The parent who allows a consequence to be the teacher is doing something significantly harder than the parent who simply explains. But it is the only way to build an adult who doesn't just know about money, but truly possesses the judgment to steward it.
Cultivating Life Readiness
At Leaven Academy, we believe that the goal of financial literacy is not informed spending—it is disciplined decision-making. By structuring the environment at home around true responsibility, guided reflection, and honest consequences, you ensure your teenager develops the internal maturity required to navigate the complexities of the real world long after they leave your care.
Want to help your teenager build structural maturity beyond the classroom?
Download our foundational institutional guide, Beyond Academics: What Young People Need To Be Ready For Life, to learn how we partner with families and leading schools across Singapore to develop maturity, responsibility, and real-world judgment in the next generation.
👉 Download the Life Readiness Framework Here
FAQ Section
Q: My teenager is 14 and highly impulsive with money. Isn't it risky to give them a full month's budget all at once?
A: It is entirely normal to feel apprehensive. If a full month feels too structurally risky for their current maturity level, scale the framework down to a weekly or bi-weekly cycle. The key principle remains unchanged: whatever timeline you choose, the boundary must be absolute. The lesson is not learned if they run out of funds on day two and receive an immediate, consequence-buffered top-up.
Q: What should I do if my teenager refuses to engage during the monthly reflection and only gives one-word answers?
A: One-word answers usually indicate that the teen perceives the conversation as an interrogation or an impending lecture. Step away from auditing their performance. Instead, break the ice by vulnerability-modelling: share a recent financial mistake or dilemma of your own first. Show them that evaluating choices is an exercise in objective analysis and personal growth, not an avenue for parental disappointment.
Q: Where is the line between letting a consequence land and being unsupportive or neglectful?

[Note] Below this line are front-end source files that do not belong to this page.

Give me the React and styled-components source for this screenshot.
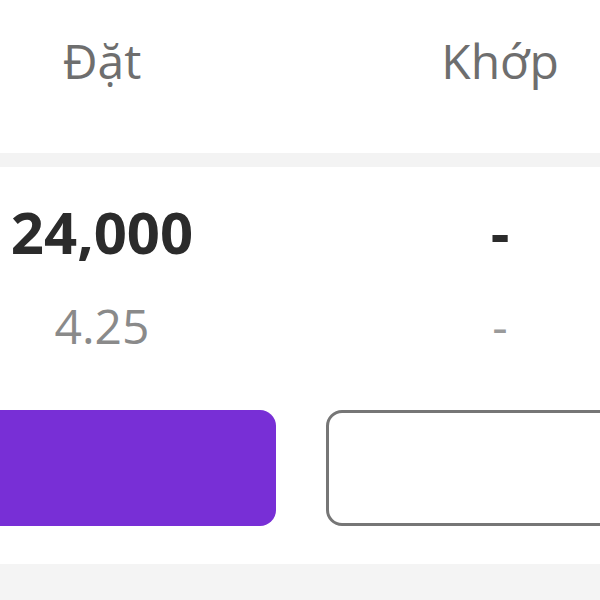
import React from "react"
import styled, { createGlobalStyle } from "styled-components"

const GlobalStyle = createGlobalStyle`
  html, body {
    margin: 0;
    padding: 0;
    background: #ffffff;
    overflow: hidden;
  }
  body {
    font-family: "Open Sans", "Noto Sans", sans-serif;
  }
`

export default function App() {
    const columns = [
        { title: "Đặt", value: "24,000", sub: "4.25", filled: true },
        { title: "Khớp", value: "-", sub: "-", filled: false },
    ]
    return (
    <>
        <GlobalStyle />
        <Screen>
            <Header>
                {columns.map(c => (
                    <HeadCell key={c.title}>{c.title}</HeadCell>
                ))}
            </Header>
            <Divider />
            <Body>
                {columns.map(c => (
                    <Column key={c.title}>
                        <Value>{c.value}</Value>
                        <Sub $dash={c.sub === "-"}>{c.sub}</Sub>
                        <Action $filled={c.filled} />
                    </Column>
                ))}
            </Body>
            <Footer />
        </Screen>
    </>
    )
}

const Screen = styled.div`
    width: 600px;
    height: 600px;
    overflow: hidden;
    display: flex;
    flex-direction: column;
`
const Header = styled.div`
    display: grid;
    grid-template-columns: 398px 398px;
    margin-left: -97px;
    padding: 29px 0 60px;
`
const HeadCell = styled.div`
    text-align: center;
    font-size: 48px;
    line-height: 64px;
    color: #6e6e6e;
`
const Divider = styled.div`
    height: 14px;
    background: #f3f3f3;
    flex-shrink: 0;
`
const Body = styled.div`
    display: grid;
    grid-template-columns: 398px 398px;
    margin-left: -97px;
    padding-top: 30px;
`
const Column = styled.div`
    display: flex;
    flex-direction: column;
    align-items: center;
    padding: 0 25px;
`
const Value = styled.div`
    font-size: 58px;
    font-weight: 700;
    line-height: 70px;
    color: #2b2b2b;
`
const Sub = styled.div`
    margin-top: 27px;
    font-size: 48px;
    line-height: 64px;
    color: ${p => (p.$dash ? "#9a9a9a" : "#8a8a8a")};
`
const Action = styled.button`
    align-self: stretch;
    margin-top: 52px;
    height: 116px;
    border-radius: 16px;
    box-sizing: border-box;
    background: ${p => (p.$filled ? "#782fd6" : "#ffffff")};
    border: ${p => (p.$filled ? "none" : "3px solid #767676")};
`
const Footer = styled.div`
    margin-top: 38px;
    flex: 1;
    background: #f4f4f4;
`
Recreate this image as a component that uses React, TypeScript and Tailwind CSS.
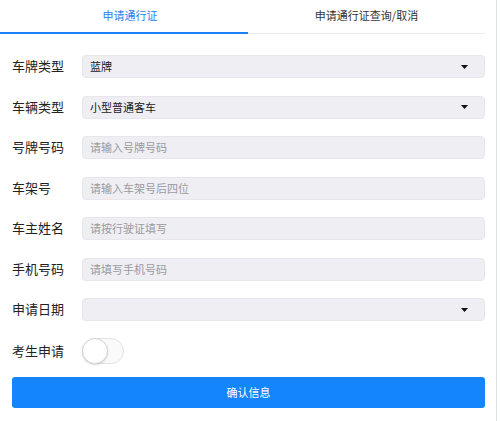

A: Neglect leaves a young person completely isolated without guidance or safety. Allowing an honest consequence to land means ensuring their basic physiological needs are entirely safe (they have food at home and a safe way to get to school), but allowing their discretionary lifestyle choices to face real boundaries. You are standing right beside them to guide the reflection process, but you are refusing to absorb the financial friction they created for themselves.